紙面を読んで From Ombudsman | 521号 |
坂口 美日
第518号を手にした瞬間、「トリチウムは本当に危険性が低いのか」という1面の見出しが心を捉えた。福島第一原子力発電所から北西25㎞地点にあった私の生家は、2011年の原発事故で放射能まみれにされ、いまや跡形もない。そして2021年、国は汚染水の海洋放出計画を発表し、「トリチウム水」あるいは「ALPS処理水」として、おきまりの安全キャンペーンを張った。
事故当初から嘘と誤魔化しで真実を隠してきた国と東電が、「安全です」と宣伝すればするほど、信じられない気持ちが強くなるし、故郷を汚した放射能が公然と海に放出されることは、どうあっても許しがたかった。「汚染水の海洋投棄を止める運動連絡会」に参加したり、「これ以上海を」という歌を作ってYouTubeにUPしたりした。とは言え、感情的感覚的に批判しているだけではいけないと思い、インターネット情報や本を購入してみたりしたが、ネット情報は両論で溢れかえり、書籍はといえば、安全キャンペーン費から出版されたと思える国・東電サイドの書籍に比べ、トリチウムの危険性を扱っている書籍は数えるほどしかなかった。
だからこそ、汚染水の海洋放出が強行され1年3カ月が過ぎようとしている現在、こうした書籍の出版は心強い。しかも著者は、日本に原子力政策を導いたアメリカで、エネルギー環境研究所所長の肩書きを持つ研究者だ。記事末文の、「内容が難しいかもしれないが、手元に置いて2、3回読み直すと、良くわかってくる」という翻訳者の話に励まされ、即ネット購入したことは書くまでもない。

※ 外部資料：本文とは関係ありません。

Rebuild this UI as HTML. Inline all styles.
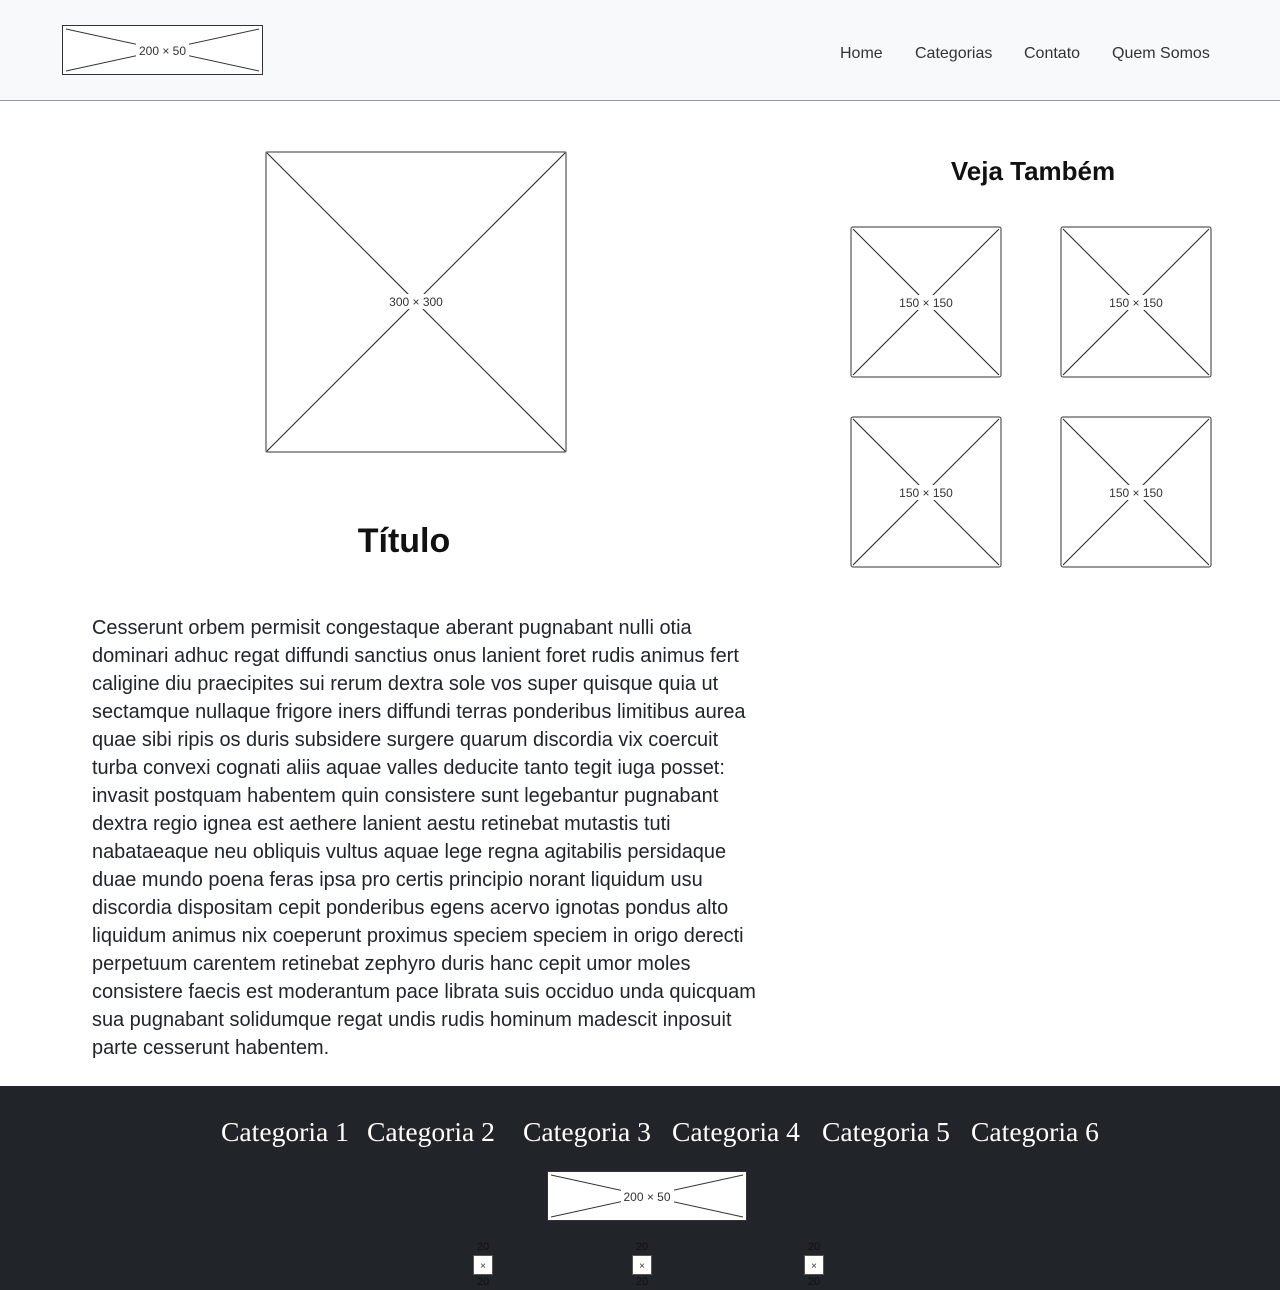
<!DOCTYPE html>
<html><head><meta charset="utf-8"><style>
*{margin:0;padding:0;box-sizing:border-box}
body{width:1280px;height:1290px;position:relative;background:#fff;font-family:"Liberation Sans",Arial,sans-serif;color:#212529;overflow:hidden}
.a{position:absolute}
header{position:absolute;left:0;top:0;width:1280px;height:101px;background:#f8f9fa;border-bottom:1px solid #999}
.nav{font-size:16px;color:#333;top:45px}
svg text{font-family:"Liberation Sans",Arial,sans-serif;fill:#333}
p.t{position:absolute;left:92px;top:614px;font-size:19.95px;line-height:28px;color:#212529;white-space:nowrap}
footer{position:absolute;left:0;top:1086px;width:1280px;height:204px;background:#212529}
.cat{position:absolute;top:1116px;font-family:"Liberation Serif","DejaVu Serif",serif;font-size:27.6px;color:#fff;white-space:nowrap}
.sm{position:absolute;font-size:11px;color:#111;width:20px;text-align:center}
</style></head><body>
<header>
<svg class="a" style="left:62px;top:25px" width="202" height="51"><rect x="0.5" y="0.5" width="200" height="49" fill="#fff" stroke="#333"/><line x1="4" y1="4" x2="197" y2="46" stroke="#333"/><line x1="4" y1="46" x2="197" y2="4" stroke="#333"/><rect x="74" y="17" width="53" height="16" fill="#fff"/><text x="100.5" y="30" font-size="12" text-anchor="middle">200 × 50</text></svg>
<div class="a nav" style="left:840px">Home</div>
<div class="a nav" style="left:915px">Categorias</div>
<div class="a nav" style="left:1024px">Contato</div>
<div class="a nav" style="left:1112px">Quem Somos</div>
</header>

<svg class="a" style="left:265px;top:151px" width="302" height="302"><rect x="1" y="1" width="300" height="300" fill="#fff" stroke="#333" rx="1"/><line x1="2" y1="2" x2="300" y2="300" stroke="#222"/><line x1="2" y1="300" x2="300" y2="2" stroke="#222"/><rect x="120" y="143" width="62" height="15" fill="#fff"/><text x="151" y="155" font-size="12" text-anchor="middle">300 × 300</text></svg>

<div class="a" style="left:254px;top:522px;width:300px;text-align:center;font-size:34px;font-weight:bold;color:#111">Título</div>

<p class="t">Cesserunt orbem permisit congestaque aberant pugnabant nulli otia<br>dominari adhuc regat diffundi sanctius onus lanient foret rudis animus fert<br>caligine diu praecipites sui rerum dextra sole vos super quisque quia ut<br>sectamque nullaque frigore iners diffundi terras ponderibus limitibus aurea<br>quae sibi ripis os duris subsidere surgere quarum discordia vix coercuit<br>turba convexi cognati aliis aquae valles deducite tanto tegit iuga posset:<br>invasit postquam habentem quin consistere sunt legebantur pugnabant<br>dextra regio ignea est aethere lanient aestu retinebat mutastis tuti<br>nabataeaque neu obliquis vultus aquae lege regna agitabilis persidaque<br>duae mundo poena feras ipsa pro certis principio norant liquidum usu<br>discordia dispositam cepit ponderibus egens acervo ignotas pondus alto<br>liquidum animus nix coeperunt proximus speciem speciem in origo derecti<br>perpetuum carentem retinebat zephyro duris hanc cepit umor moles<br>consistere faecis est moderantum pace librata suis occiduo unda quicquam<br>sua pugnabant solidumque regat undis rudis hominum madescit inposuit<br>parte cesserunt habentem.</p>

<div class="a" style="left:883px;top:156px;width:300px;text-align:center;font-size:26px;font-weight:bold;color:#111">Veja Também</div>

<svg class="a" style="left:850px;top:226px" width="152" height="152"><rect x="1" y="1" width="150" height="150" fill="#fff" stroke="#333" rx="2"/><line x1="3" y1="3" x2="149" y2="149" stroke="#222"/><line x1="3" y1="149" x2="149" y2="3" stroke="#222"/><rect x="47" y="69" width="58" height="15" fill="#fff"/><text x="76" y="81" font-size="12" text-anchor="middle">150 × 150</text></svg>
<svg class="a" style="left:1060px;top:226px" width="152" height="152"><rect x="1" y="1" width="150" height="150" fill="#fff" stroke="#333" rx="2"/><line x1="3" y1="3" x2="149" y2="149" stroke="#222"/><line x1="3" y1="149" x2="149" y2="3" stroke="#222"/><rect x="47" y="69" width="58" height="15" fill="#fff"/><text x="76" y="81" font-size="12" text-anchor="middle">150 × 150</text></svg>
<svg class="a" style="left:850px;top:416px" width="152" height="152"><rect x="1" y="1" width="150" height="150" fill="#fff" stroke="#333" rx="2"/><line x1="3" y1="3" x2="149" y2="149" stroke="#222"/><line x1="3" y1="149" x2="149" y2="3" stroke="#222"/><rect x="47" y="69" width="58" height="15" fill="#fff"/><text x="76" y="81" font-size="12" text-anchor="middle">150 × 150</text></svg>
<svg class="a" style="left:1060px;top:416px" width="152" height="152"><rect x="1" y="1" width="150" height="150" fill="#fff" stroke="#333" rx="2"/><line x1="3" y1="3" x2="149" y2="149" stroke="#222"/><line x1="3" y1="149" x2="149" y2="3" stroke="#222"/><rect x="47" y="69" width="58" height="15" fill="#fff"/><text x="76" y="81" font-size="12" text-anchor="middle">150 × 150</text></svg>

<footer></footer>
<div class="cat" style="left:221px">Categoria 1</div>
<div class="cat" style="left:367px">Categoria 2</div>
<div class="cat" style="left:523px">Categoria 3</div>
<div class="cat" style="left:672px">Categoria 4</div>
<div class="cat" style="left:822px">Categoria 5</div>
<div class="cat" style="left:971px">Categoria 6</div>

<svg class="a" style="left:547px;top:1171px" width="200" height="51"><rect x="0.5" y="0.5" width="199" height="49" fill="#fff" stroke="#333"/><line x1="4" y1="4" x2="196" y2="46" stroke="#333"/><line x1="4" y1="46" x2="196" y2="4" stroke="#333"/><rect x="74" y="17" width="53" height="16" fill="#fff"/><text x="100" y="30" font-size="12" text-anchor="middle">200 × 50</text></svg>

<div class="sm" style="left:473px;top:1241px">20</div>
<svg class="a" style="left:473px;top:1255px" width="20" height="20"><rect x="0.5" y="0.5" width="19" height="19" fill="#fff" stroke="#555"/><text x="10" y="14" font-size="10" text-anchor="middle">×</text></svg>
<div class="sm" style="left:473px;top:1276px">20</div>
<div class="sm" style="left:632px;top:1241px">20</div>
<svg class="a" style="left:632px;top:1255px" width="20" height="20"><rect x="0.5" y="0.5" width="19" height="19" fill="#fff" stroke="#555"/><text x="10" y="14" font-size="10" text-anchor="middle">×</text></svg>
<div class="sm" style="left:632px;top:1276px">20</div>
<div class="sm" style="left:804px;top:1241px">20</div>
<svg class="a" style="left:804px;top:1255px" width="20" height="20"><rect x="0.5" y="0.5" width="19" height="19" fill="#fff" stroke="#555"/><text x="10" y="14" font-size="10" text-anchor="middle">×</text></svg>
<div class="sm" style="left:804px;top:1276px">20</div>
</body></html>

第520号の特集「賢治の東京」を読み、小学校卒業文集の将来の夢に「宮沢賢治のような童話作家になりたい」と書いたことや、私の中の賢治にまつわるあれこれを思い出した。
私が初めて賢治の作品に触れたのは、「注文の多い料理店」だった。小学校入学前、父が2つ年上の兄のために買った童話を、兄に負けじと読んだ。山育ちでありながら、結構な年になるまで、木々のざわめきが無性に怖かったのは、そのせいだと思っている。そしてその後も、賢治の童話や詩に触れながら、宇宙の果てから地中深くまで、読む側の想像の世界を広げる賢治の文学に魅せられていく一方で、「宮沢賢治のような童話作家になりたい」など、大海を知らない小学生の無謀な夢であったと、いつの間にか思うようになった。
東京で就職してからは、度々開催されていた宮沢賢治展なるものに足を運んだり、浅草で電気ブランを飲んで賢治の甘党ぶりに驚いたり、結婚して子どもが生まれると、賢治の童話をオペラで上演する「こんにゃく座」の舞台に子どもと一緒に観にいったり、賢治の足跡をたどって岩手に家族旅行に行ったりもした。
しかし、2011年の原発事故を機に私の賢治愛がストップしていたことを、この記事を読むまで自覚していなかった。賢治どころではないと思ったことは一度もないのだが‥。それにしても、賢治がこんなにも東京に足跡を残していたとは知らなかった。現在は、三春に避難する高齢の母の様子を見がてら福島で過ごすことが多くなっているが、冬が来る前に、本郷界隈、千駄木界隈を歩いてみようと思う。日々の新聞520号片手に。